§ **What to do**: Reproduce the listing exactly and skip over any pictures.

§ **Dataset section**:
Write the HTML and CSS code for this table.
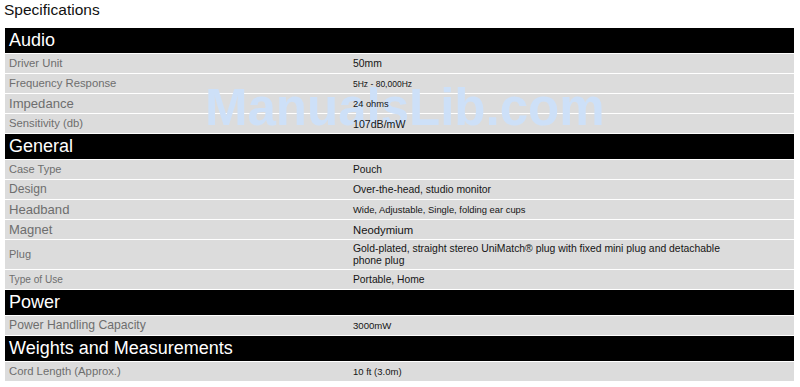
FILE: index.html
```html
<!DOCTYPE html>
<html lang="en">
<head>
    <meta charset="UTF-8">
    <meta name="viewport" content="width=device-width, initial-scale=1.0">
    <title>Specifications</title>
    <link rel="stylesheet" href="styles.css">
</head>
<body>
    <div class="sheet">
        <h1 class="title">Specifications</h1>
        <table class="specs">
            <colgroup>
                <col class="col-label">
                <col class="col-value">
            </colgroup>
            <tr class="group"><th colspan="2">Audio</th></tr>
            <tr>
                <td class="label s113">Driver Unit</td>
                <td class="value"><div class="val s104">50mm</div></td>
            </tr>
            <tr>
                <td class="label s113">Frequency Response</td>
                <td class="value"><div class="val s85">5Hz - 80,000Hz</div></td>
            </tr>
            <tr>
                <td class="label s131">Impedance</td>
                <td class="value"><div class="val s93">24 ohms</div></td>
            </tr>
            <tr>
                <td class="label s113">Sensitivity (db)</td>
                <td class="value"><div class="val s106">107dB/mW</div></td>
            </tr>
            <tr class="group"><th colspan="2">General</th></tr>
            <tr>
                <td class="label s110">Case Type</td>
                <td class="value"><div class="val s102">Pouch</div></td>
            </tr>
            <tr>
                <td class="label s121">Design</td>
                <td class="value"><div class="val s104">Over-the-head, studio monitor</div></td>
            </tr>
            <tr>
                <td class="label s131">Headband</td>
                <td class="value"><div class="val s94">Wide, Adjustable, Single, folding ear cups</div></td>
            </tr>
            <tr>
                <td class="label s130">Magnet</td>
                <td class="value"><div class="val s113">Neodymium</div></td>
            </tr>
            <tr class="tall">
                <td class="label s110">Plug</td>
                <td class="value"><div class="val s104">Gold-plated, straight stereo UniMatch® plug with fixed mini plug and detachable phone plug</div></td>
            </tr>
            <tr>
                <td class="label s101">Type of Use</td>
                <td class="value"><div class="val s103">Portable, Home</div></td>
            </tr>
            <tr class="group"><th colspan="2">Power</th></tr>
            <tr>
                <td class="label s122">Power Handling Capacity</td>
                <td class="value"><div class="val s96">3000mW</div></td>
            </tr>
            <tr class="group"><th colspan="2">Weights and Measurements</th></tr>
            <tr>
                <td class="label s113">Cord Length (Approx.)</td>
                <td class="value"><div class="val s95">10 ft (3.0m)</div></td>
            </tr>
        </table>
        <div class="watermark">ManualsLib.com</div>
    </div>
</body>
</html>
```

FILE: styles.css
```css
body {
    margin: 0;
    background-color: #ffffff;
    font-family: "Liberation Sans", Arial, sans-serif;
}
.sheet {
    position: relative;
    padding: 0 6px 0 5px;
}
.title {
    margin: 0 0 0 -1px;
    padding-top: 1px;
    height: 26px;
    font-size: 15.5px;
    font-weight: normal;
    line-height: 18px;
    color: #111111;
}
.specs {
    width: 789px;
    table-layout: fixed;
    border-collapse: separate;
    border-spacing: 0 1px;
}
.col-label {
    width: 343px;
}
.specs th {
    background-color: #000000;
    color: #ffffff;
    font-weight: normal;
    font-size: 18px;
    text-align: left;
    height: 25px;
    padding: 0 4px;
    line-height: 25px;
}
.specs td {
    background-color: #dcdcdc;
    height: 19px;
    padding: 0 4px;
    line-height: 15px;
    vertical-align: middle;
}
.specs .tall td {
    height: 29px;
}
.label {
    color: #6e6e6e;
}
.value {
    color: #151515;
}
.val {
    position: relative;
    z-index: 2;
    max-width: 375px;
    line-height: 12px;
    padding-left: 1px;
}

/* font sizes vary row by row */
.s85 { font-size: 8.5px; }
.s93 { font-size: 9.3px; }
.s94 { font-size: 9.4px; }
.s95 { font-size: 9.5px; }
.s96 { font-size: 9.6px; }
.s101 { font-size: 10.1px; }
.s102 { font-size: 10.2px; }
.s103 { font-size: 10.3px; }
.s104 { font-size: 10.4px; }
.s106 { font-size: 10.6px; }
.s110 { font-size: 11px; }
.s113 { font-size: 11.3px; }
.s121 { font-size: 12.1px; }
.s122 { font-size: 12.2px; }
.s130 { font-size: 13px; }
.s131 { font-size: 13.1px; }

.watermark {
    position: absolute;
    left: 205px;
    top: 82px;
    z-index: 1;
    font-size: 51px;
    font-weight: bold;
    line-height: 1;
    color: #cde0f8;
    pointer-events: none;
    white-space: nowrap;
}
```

§ **Response to the exercise**:
Write the HTML and CSS code for this table.
FILE: index.html
```html
<!DOCTYPE html>
<html lang="en">
<head>
    <meta charset="UTF-8">
    <meta name="viewport" content="width=device-width, initial-scale=1.0">
    <title>Specifications</title>
    <link rel="stylesheet" href="styles.css">
</head>
<body>
    <div class="sheet">
        <h1 class="title">Specifications</h1>
        <table class="specs">
            <colgroup>
                <col class="col-label">
                <col class="col-value">
            </colgroup>
            <tr class="group"><th colspan="2">Audio</th></tr>
            <tr>
                <td class="label s113">Driver Unit</td>
                <td class="value"><div class="val s104">50mm</div></td>
            </tr>
            <tr>
                <td class="label s113">Frequency Response</td>
                <td class="value"><div class="val s85">5Hz - 80,000Hz</div></td>
            </tr>
            <tr>
                <td class="label s131">Impedance</td>
                <td class="value"><div class="val s93">24 ohms</div></td>
            </tr>
            <tr>
                <td class="label s113">Sensitivity (db)</td>
                <td class="value"><div class="val s106">107dB/mW</div></td>
            </tr>
            <tr class="group"><th colspan="2">General</th></tr>
            <tr>
                <td class="label s110">Case Type</td>
                <td class="value"><div class="val s102">Pouch</div></td>
            </tr>
            <tr>
                <td class="label s121">Design</td>
                <td class="value"><div class="val s104">Over-the-head, studio monitor</div></td>
            </tr>
            <tr>
                <td class="label s131">Headband</td>
                <td class="value"><div class="val s94">Wide, Adjustable, Single, folding ear cups</div></td>
            </tr>
            <tr>
                <td class="label s130">Magnet</td>
                <td class="value"><div class="val s113">Neodymium</div></td>
            </tr>
            <tr class="tall">
                <td class="label s110">Plug</td>
                <td class="value"><div class="val s104">Gold-plated, straight stereo UniMatch® plug with fixed mini plug and detachable phone plug</div></td>
            </tr>
            <tr>
                <td class="label s101">Type of Use</td>
                <td class="value"><div class="val s103">Portable, Home</div></td>
            </tr>
            <tr class="group"><th colspan="2">Power</th></tr>
            <tr>
                <td class="label s122">Power Handling Capacity</td>
                <td class="value"><div class="val s96">3000mW</div></td>
            </tr>
            <tr class="group"><th colspan="2">Weights and Measurements</th></tr>
            <tr>
                <td class="label s113">Cord Length (Approx.)</td>
                <td class="value"><div class="val s95">10 ft (3.0m)</div></td>
            </tr>
        </table>
        <div class="watermark">ManualsLib.com</div>
    </div>
</body>
</html>
```

FILE: styles.css
```css
body {
    margin: 0;
    background-color: #ffffff;
    font-family: "Liberation Sans", Arial, sans-serif;
}
.sheet {
    position: relative;
    padding: 0 6px 0 5px;
}
.title {
    margin: 0 0 0 -1px;
    padding-top: 1px;
    height: 26px;
    font-size: 15.5px;
    font-weight: normal;
    line-height: 18px;
    color: #111111;
}
.specs {
    width: 789px;
    table-layout: fixed;
    border-collapse: separate;
    border-spacing: 0 1px;
}
.col-label {
    width: 343px;
}
.specs th {
    background-color: #000000;
    color: #ffffff;
    font-weight: normal;
    font-size: 18px;
    text-align: left;
    height: 25px;
    padding: 0 4px;
    line-height: 25px;
}
.specs td {
    background-color: #dcdcdc;
    height: 19px;
    padding: 0 4px;
    line-height: 15px;
    vertical-align: middle;
}
.specs .tall td {
    height: 29px;
}
.label {
    color: #6e6e6e;
}
.value {
    color: #151515;
}
.val {
    position: relative;
    z-index: 2;
    max-width: 375px;
    line-height: 12px;
    padding-left: 1px;
}

/* font sizes vary row by row */
.s85 { font-size: 8.5px; }
.s93 { font-size: 9.3px; }
.s94 { font-size: 9.4px; }
.s95 { font-size: 9.5px; }
.s96 { font-size: 9.6px; }
.s101 { font-size: 10.1px; }
.s102 { font-size: 10.2px; }
.s103 { font-size: 10.3px; }
.s104 { font-size: 10.4px; }
.s106 { font-size: 10.6px; }
.s110 { font-size: 11px; }
.s113 { font-size: 11.3px; }
.s121 { font-size: 12.1px; }
.s122 { font-size: 12.2px; }
.s130 { font-size: 13px; }
.s131 { font-size: 13.1px; }

.watermark {
    position: absolute;
    left: 205px;
    top: 82px;
    z-index: 1;
    font-size: 51px;
    font-weight: bold;
    line-height: 1;
    color: #cde0f8;
    pointer-events: none;
    white-space: nowrap;
}
```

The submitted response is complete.